L’intégralité des chapitres a désormais été réalisée, grâce à des fonds remportés via un concours organisé par la Province de Liège, permettant au lauréat d’avoir recours aux ressources techniques du Digital Lab et aux conseils d’un professionnel en cas de besoin. À la clé, une présentation du projet finalisé pour l’édition 2020 était prévue.
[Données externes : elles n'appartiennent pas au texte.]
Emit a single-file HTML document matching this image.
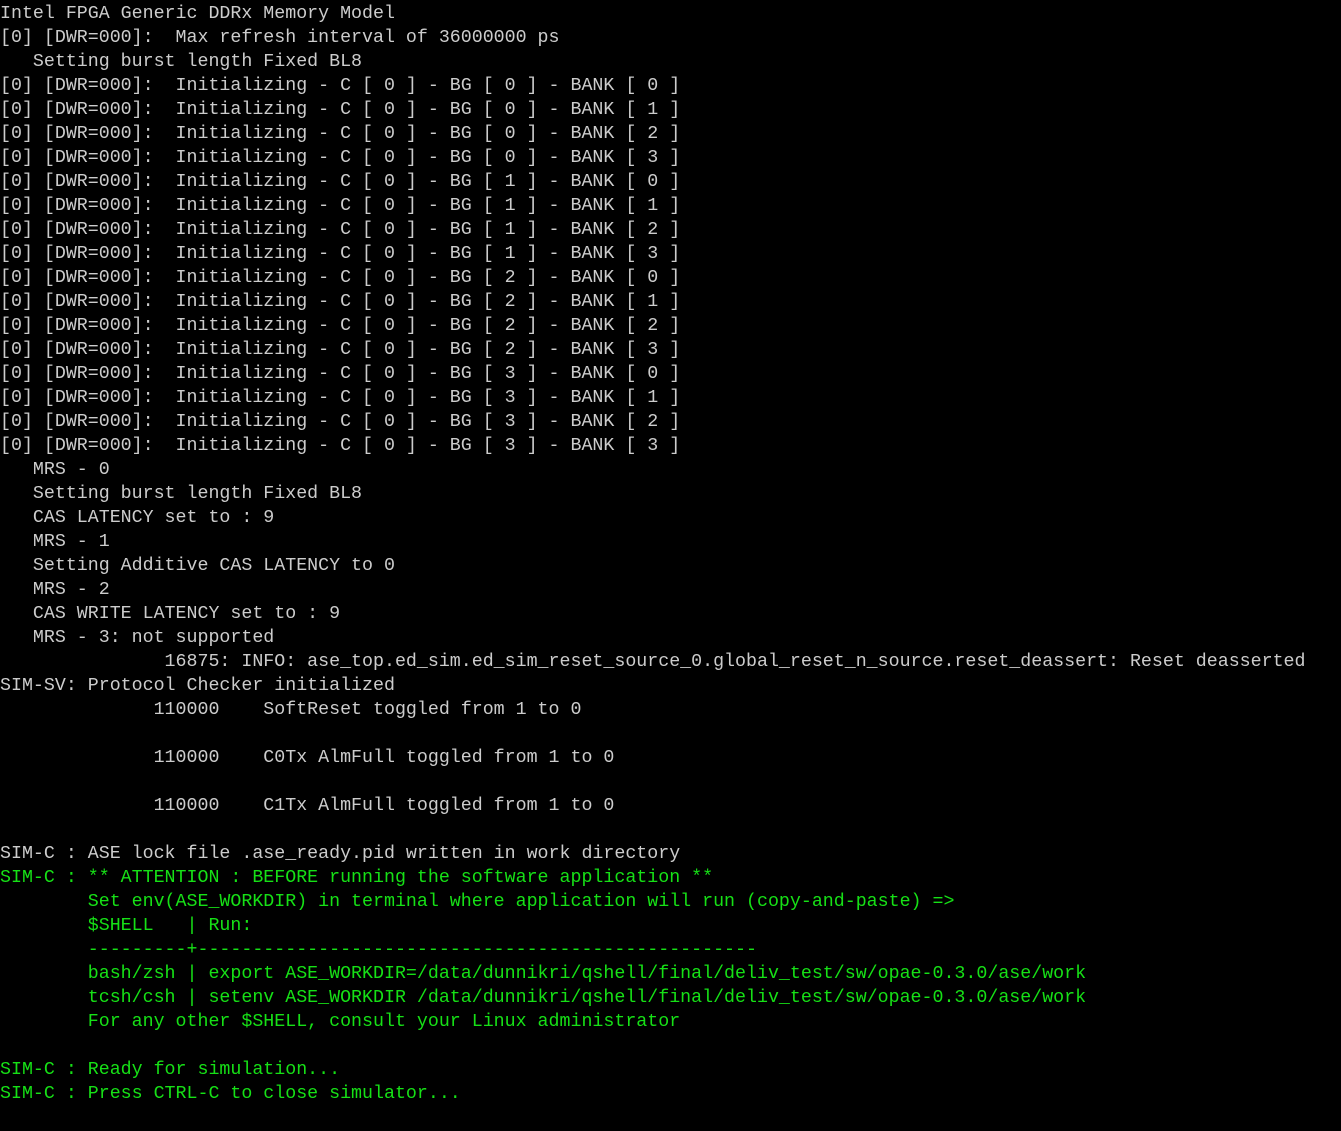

Avec un pied du côté du jeu vidéo et l’autre du côté de la BD, trouver une structure à même de diffuser amplement Still Heroes et de communiquer à son sujet via un·e attaché·e de presse est un défi (du côté éditorial traditionnel, il arrive qu’on soit frileux) que compte bien relever son autrice, mais porter un projet innovant pourrait en soi contribuer à ouvrir de nouvelles portes… pour elle, comme pour d’autres !
Cela fera partie des questions et pistes de réflexion qui seront mises en commun lors des Rencontres de la Webcréation #10 – financer et développer un projet d’écriture hybride, ce jeudi 18 février à 14h, dans le cadre de Futuranima.